- Task instructions: Your output is the lines from the first one to the one containing "string; cells: Cell[]", repeated exactly, with images left out.

- Data provided:
>> start
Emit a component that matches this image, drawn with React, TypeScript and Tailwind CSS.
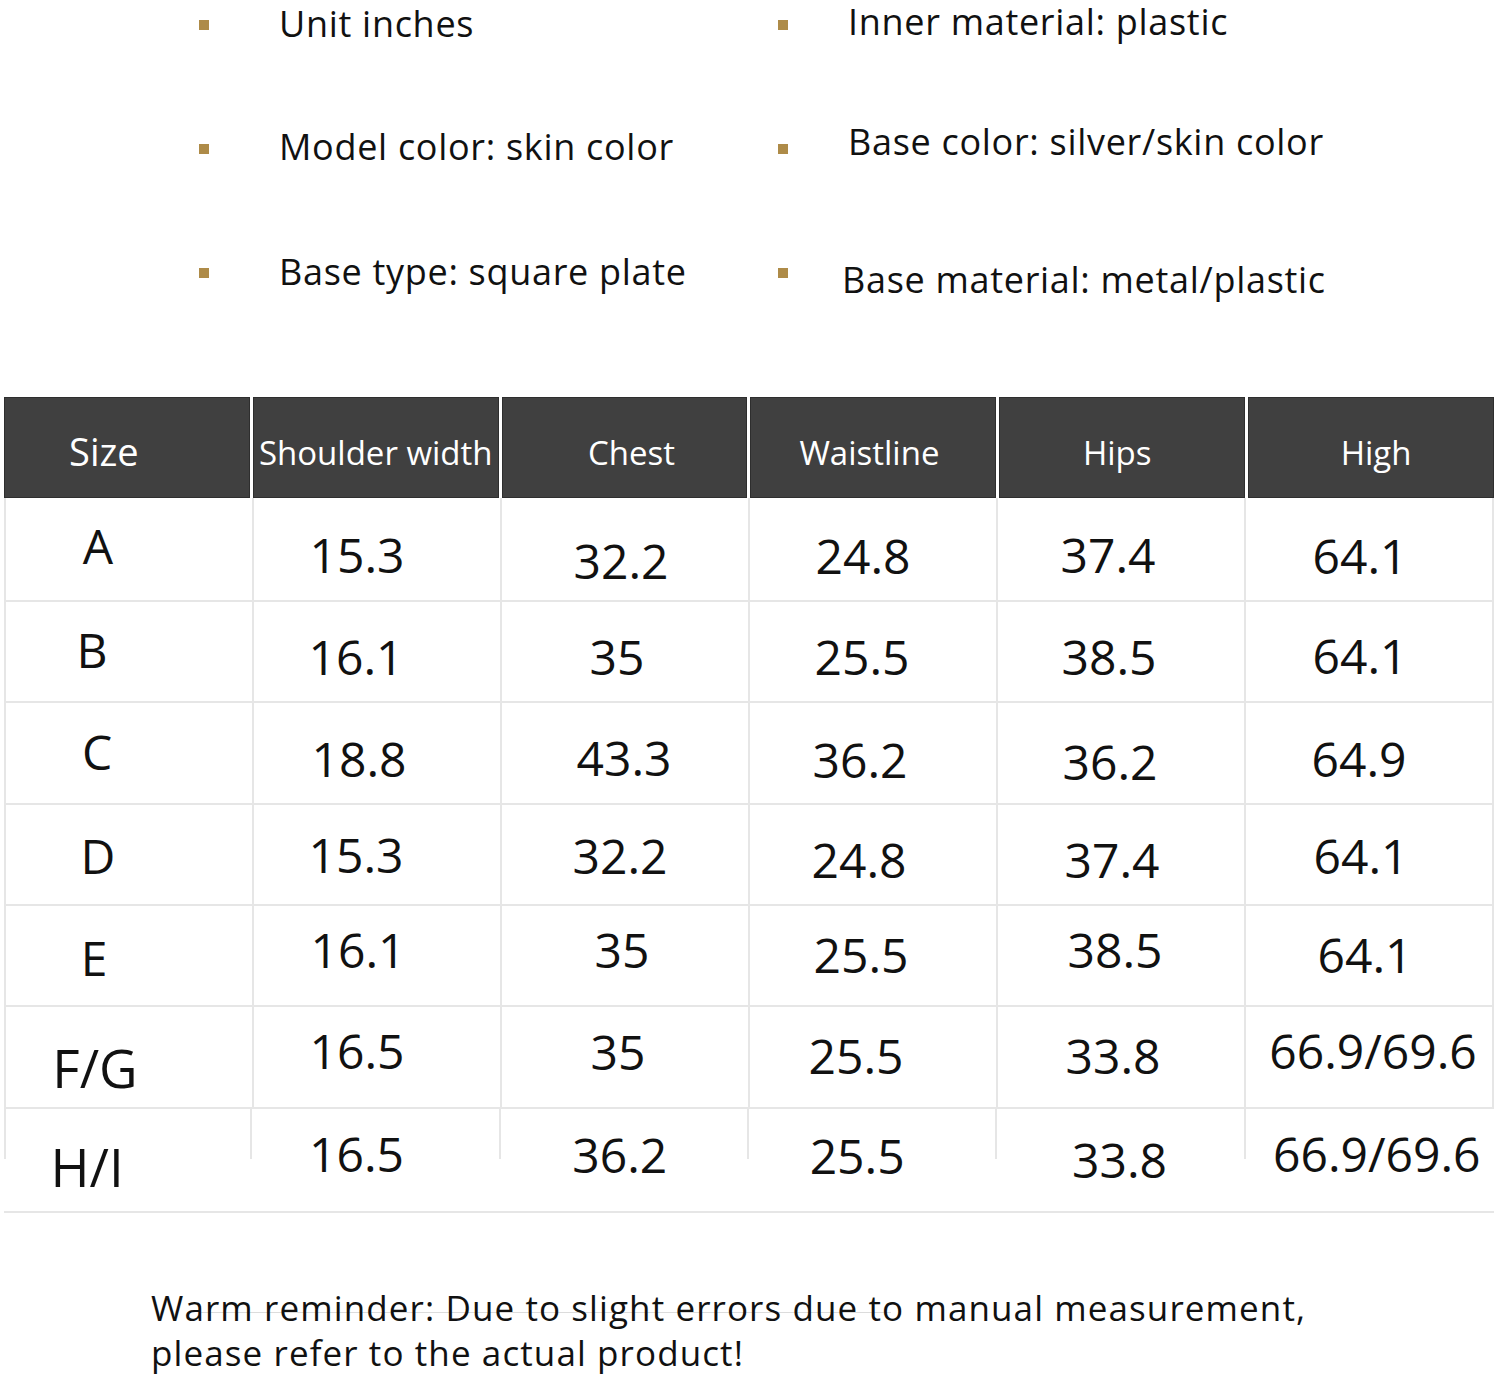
import React from 'react';

type Cell = { text: string; shift: string; size?: string };
type Row = { height: string; cells: Cell[] };

const specs = [
  { label: 'Unit inches', gap: 'ml-[70px]', shift: 'translate-y-[-1px]' },
  { label: 'Inner material: plastic', gap: 'ml-[60px]', shift: 'translate-y-[-3px]' },
  { label: 'Model color: skin color', gap: 'ml-[70px]', shift: 'translate-y-[-2px]' },
  { label: 'Base color: silver/skin color', gap: 'ml-[60px]', shift: 'translate-y-[-7px]' },
  { label: 'Base type: square plate', gap: 'ml-[70px]', shift: 'translate-y-[-1px]' },
  { label: 'Base material: metal/plastic', gap: 'ml-[54px]', shift: 'translate-y-[7px]' },
];

const headers = [
  { label: 'Size', shift: 'translate-x-[-23px] translate-y-[3px] text-[38px]' },
  { label: 'Shoulder width', shift: 'translate-y-[5px] text-[33px]' },
  { label: 'Chest', shift: 'translate-x-[7px] translate-y-[5px] text-[33px]' },
  { label: 'Waistline', shift: 'translate-x-[-4px] translate-y-[5px] text-[33px]' },
  { label: 'Hips', shift: 'translate-x-[-5px] translate-y-[5px] text-[33px]' },
  { label: 'High', shift: 'translate-x-[5px] translate-y-[5px] text-[33px]' },
];

const rows: Row[] = [
  {
    height: 'h-[104px]',
    cells: [
      { text: 'A', shift: 'translate-x-[-31px] translate-y-[-3px]' },
      { text: '15.3', shift: 'translate-x-[-20px] translate-y-[6px]' },
      { text: '32.2', shift: 'translate-x-[-4px] translate-y-[12px]' },
      { text: '24.8', shift: 'translate-x-[-10px] translate-y-[7px]' },
      { text: '37.4', shift: 'translate-x-[-13px] translate-y-[6px]' },
      { text: '64.1', shift: 'translate-x-[-9px] translate-y-[7px]' },
    ],
  },
  {
    height: 'h-[101px]',
    cells: [
      { text: 'B', shift: 'translate-x-[-37px] translate-y-[-2px]' },
      { text: '16.1', shift: 'translate-x-[-21px] translate-y-[5px]' },
      { text: '35', shift: 'translate-x-[-8px] translate-y-[5px]' },
      { text: '25.5', shift: 'translate-x-[-11px] translate-y-[5px]' },
      { text: '38.5', shift: 'translate-x-[-12px] translate-y-[5px]' },
      { text: '64.1', shift: 'translate-x-[-9px] translate-y-[4px]' },
    ],
  },
  {
    height: 'h-[102px]',
    cells: [
      { text: 'C', shift: 'translate-x-[-32px] translate-y-[-1px]' },
      { text: '18.8', shift: 'translate-x-[-18px] translate-y-[6px]' },
      { text: '43.3', shift: 'translate-x-[-1px] translate-y-[5px]' },
      { text: '36.2', shift: 'translate-x-[-13px] translate-y-[7px]' },
      { text: '36.2', shift: 'translate-x-[-11px] translate-y-[9px]' },
      { text: '64.9', shift: 'translate-x-[-10px] translate-y-[6px]' },
    ],
  },
  {
    height: 'h-[101px]',
    cells: [
      { text: 'D', shift: 'translate-x-[-31px] translate-y-[1px]' },
      { text: '15.3', shift: 'translate-x-[-21px]' },
      { text: '32.2', shift: 'translate-x-[-5px] translate-y-[1px]' },
      { text: '24.8', shift: 'translate-x-[-14px] translate-y-[5px]' },
      { text: '37.4', shift: 'translate-x-[-9px] translate-y-[5px]' },
      { text: '64.1', shift: 'translate-x-[-8px] translate-y-[1px]' },
    ],
  },
  {
    height: 'h-[101px]',
    cells: [
      { text: 'E', shift: 'translate-x-[-35px] translate-y-[2px]' },
      { text: '16.1', shift: 'translate-x-[-19px] translate-y-[-6px]' },
      { text: '35', shift: 'translate-x-[-3px] translate-y-[-6px]' },
      { text: '25.5', shift: 'translate-x-[-12px] translate-y-[-1px]' },
      { text: '38.5', shift: 'translate-x-[-6px] translate-y-[-6px]' },
      { text: '64.1', shift: 'translate-x-[-4px] translate-y-[-1px]' },
    ],
  },
  {
    height: 'h-[102px]',
    cells: [
      { text: 'F/G', shift: 'translate-x-[-34px] translate-y-[10px]', size: 'text-[53px]' },
      { text: '16.5', shift: 'translate-x-[-20px] translate-y-[-6px]' },
      { text: '35', shift: 'translate-x-[-7px] translate-y-[-5px]' },
      { text: '25.5', shift: 'translate-x-[-17px] translate-y-[-1px]' },
      { text: '33.8', shift: 'translate-x-[-8px] translate-y-[-1px]' },
      { text: '66.9/69.6', shift: 'translate-x-[4px] translate-y-[-6px]' },
    ],
  },
  {
    height: 'h-[104px]',
    cells: [
      { text: 'H/I', shift: 'translate-x-[-41px] translate-y-[6px]', size: 'text-[53px]' },
      { text: '16.5', shift: 'translate-x-[-20px] translate-y-[-6px]' },
      { text: '36.2', shift: 'translate-x-[-5px] translate-y-[-5px]' },
      { text: '25.5', shift: 'translate-x-[-16px] translate-y-[-4px]' },
      { text: '33.8', shift: 'translate-x-[-2px]' },
      { text: '66.9/69.6', shift: 'translate-x-[7px] translate-y-[-6px]' },
    ],
  },
];

export default function App() {
  return (
    <div className="min-h-[1382px] w-full bg-white font-['Open_Sans','Noto_Sans',sans-serif] text-[#111]">
      {/* spec bullets */}
      <div className="grid grid-cols-[579px_1fr] gap-y-[74px] pl-[199px]">
        {specs.map((s) => (
          <div key={s.label} className="flex h-[50px] items-center">
            <span className="h-[10px] w-[10px] shrink-0 bg-[#ae8b48]" />
            <span className={`${s.gap} ${s.shift} text-[36px] leading-[1.1] tracking-[0.7px]`}>{s.label}</span>
          </div>
        ))}
      </div>

      {/* size table */}
      <div className="ml-[4px] mt-[99px] w-[1490px]">
        <div className="grid h-[101px] grid-cols-6 gap-x-[3px]">
          {headers.map((h) => (
            <div key={h.label} className="flex items-center justify-center border border-[#2e2e2e] bg-[#404040]">
              <span className={`${h.shift} leading-none text-white`}>{h.label}</span>
            </div>
          ))}
        </div>

        {rows.map((row, ri) => {
          const last = ri === rows.length - 1;
          return (
            <div
              key={ri}
              className={`grid grid-cols-6 border-b-2 border-[#e6e6e6] ${row.height} ${last ? '' : 'border-l-2'}`}
            >
              {row.cells.map((c, ci) => (
                <div
                  key={ci}
                  className={
                    last
                      ? `relative flex items-center justify-center after:absolute after:right-0 after:top-0 after:h-[50px] after:w-[2px] after:bg-[#e6e6e6] ${
                          ci === 0 ? 'before:absolute before:left-0 before:top-0 before:h-[50px] before:w-[2px] before:bg-[#e6e6e6]' : ''
                        } ${ci === 5 ? 'after:hidden' : ''}`
                      : 'flex items-center justify-center border-r-2 border-[#e6e6e6]'
                  }
                >
                  <span className={`${c.shift} ${c.size ?? 'text-[48px]'} leading-none`}>{c.text}</span>
                </div>
              ))}
            </div>
          );
        })}
      </div>

      {/* note */}
      <div className="relative ml-[151px] mt-[72px] text-[35px] leading-[45px] tracking-[1.1px]">
        <div className="absolute left-[50px] top-[27px] h-px w-[690px] bg-[#dcdcdc]" />
        <p className="relative">Warm reminder: Due to slight errors due to manual measurement,</p>
        <p className="relative">please refer to the actual product!</p>
      </div>
    </div>
  );
}
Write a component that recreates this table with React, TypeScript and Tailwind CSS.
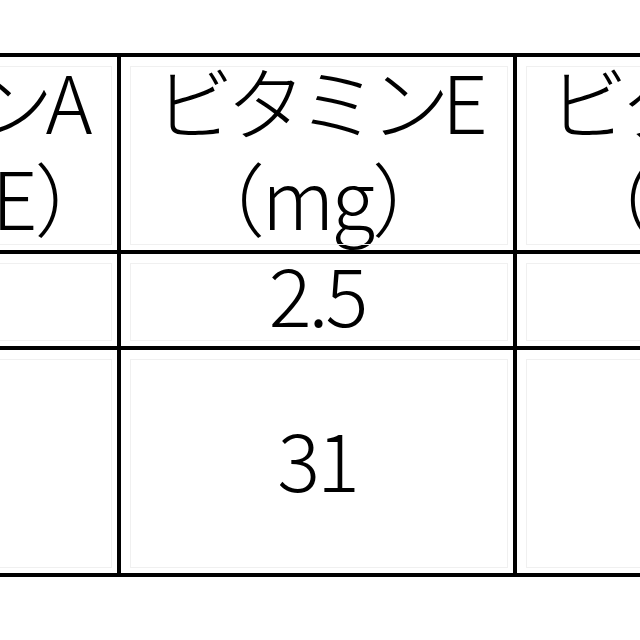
>> end
- Written response:
Emit a component that matches this image, drawn with React, TypeScript and Tailwind CSS.
import React from 'react';

type Cell = { text: string; shift: string; size?: string };
type Row = { height: string; cells: Cell[] };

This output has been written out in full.